Ok, so, one of the ubiquitous cliche type things that are said about-and especially to-new moms is that they’ll start talking about poop more frequently than any other conversation topic. Maybe this didn’t happen to you (other moms) but I did get variations on this theme fairly regularly (HA! That could be a poop joke) while preggo with Cade. It, like so many of the well intentioned but incredibly overused and/or inappropriate advice/jokes/small talk/sayings, annoyed me. Yes, it’s true, you DO do a lot of poop handling (do-do, see what I did there?) when you become a parent (unless you’re Brian, who makes himself scarce every time I unsnap Cade’s onsie) and since your munchkin will probably not be able to communicate very well until older, diaper contents are analyzed as clues to the health and well being of your child. But this doesn’t mean I instagram Cade’s dirty diapers, or talk to friends about whether or not I think Cade’s morning dumps are a tad smellier than usual and if that’s because he’s teething or the result of too many beans. Honestly, it’s just poop. I don’t talk to my friends about my teeth brushing habits either. Does it consume a great deal of my time? Well, the actually diaper handling seems to, and yes, especially recently when Cade’s bowel movements have been all wonky from all the recent huge transitions in his life, I analyze the shit out of it (HA!). But(t) it is STILL not something I have felt the urge to ever bring up in casual conversation. Even with other moms. With my family-especially those who are also moms? Absolutely. If Cade manages to blow-out a diaper while I’m on the phone with a friend? Yeah, I’ll probably mention it. However, it does not dominate my thoughts nor my conversations and I hope it remains that way.

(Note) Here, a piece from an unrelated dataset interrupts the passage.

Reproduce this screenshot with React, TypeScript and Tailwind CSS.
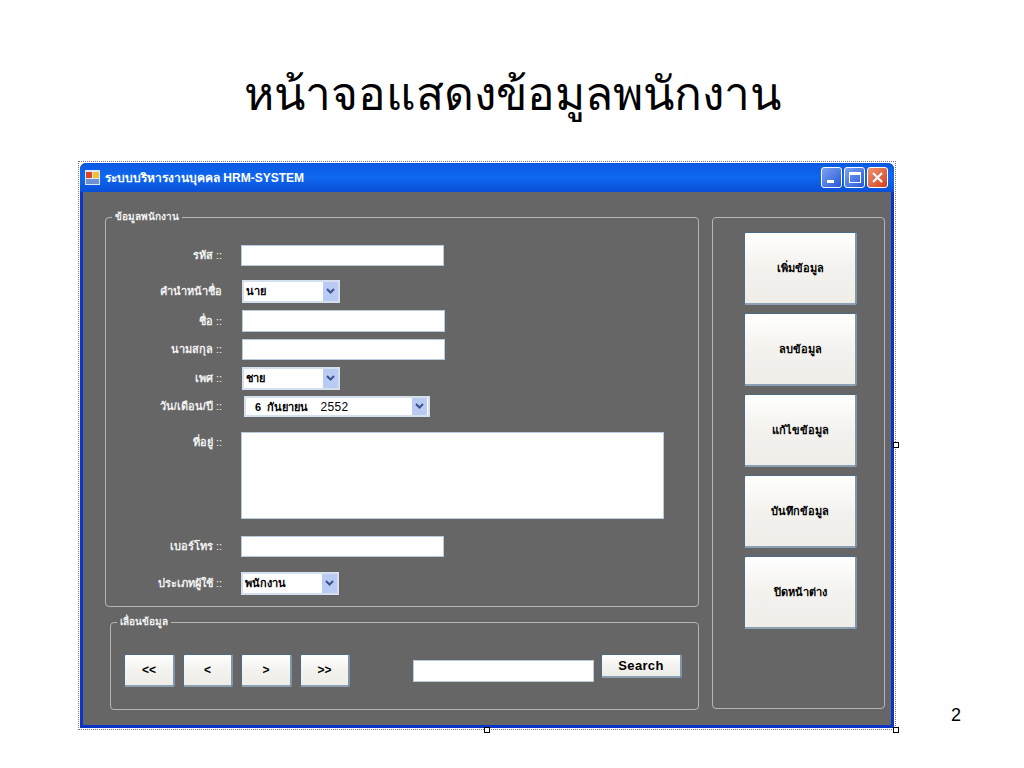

I submit, based on the sheer amount of research alone, that the topic that will dominate most new (and old) parents’ thoughts, time, energy, and often conversation (if they are awake enough to make any)-is sleep. Especially because you tend to lack it for quite awhile while raising small children. Now, besides the cliche of “You should sleep when the baby sleep” which makes me want to throat punch WHO EVER decided that was a good thing to say to new moms, I didn’t get a whole lot of advice/comments/stupid sayings about baby sleep. My theory on that is: Parents are all still clueless on how or why their children sleep or don’t sleep. Parents of older children have blocked out the memories in a fond haze of rocking chairs and lullabies and the vague acknowledgement that “oh, sometimes it would take awhile to get *name of child* to sleep…but he/she was so cute when *insert nostalgic story*. They don’t really remember when their children didn’t sleep, or how often they fought sleep, or how frequent they woke up, or really even any solutions to sleep problems. Today, there are SO many different theories on sleep-all claiming to work hands down for every kid in the world (which is a stupid) and the two main camps say basically you’re a bad parent if you don’t subscribe to the cry it out method-because you aren’t allowing your child to learn the vital knowledge of how to fall asleep on his/her own and he/she will probably suffer from chronic sleep issues/insomnia that will result in them living jobless and alone in your basement when they’re forty, or you’re a horrible, neglectful monster if you don’t subscribe to the gentle “no-cry” method(s) and your child will have chronic anxiety, stress, self esteem issues that will result in them living jobless with ten cats in your basement when they’re forty. So most parents who DO still retain a few details on their kids’ sleep patterns are reluctant to share for fear of judgement or guilt and don’t want to admit that they did something that may permanently screw up their child’s future depending on which camp you end up subscribing to (One camp not previously mentioned is the “I have tried everything and nothing works except apparently feeding my kid a cookie (or insert any other “frowned upon” habit) an hour before bed and I know that’s a lot of sugar but they sleep and I NEED TO SLEEP TOO”)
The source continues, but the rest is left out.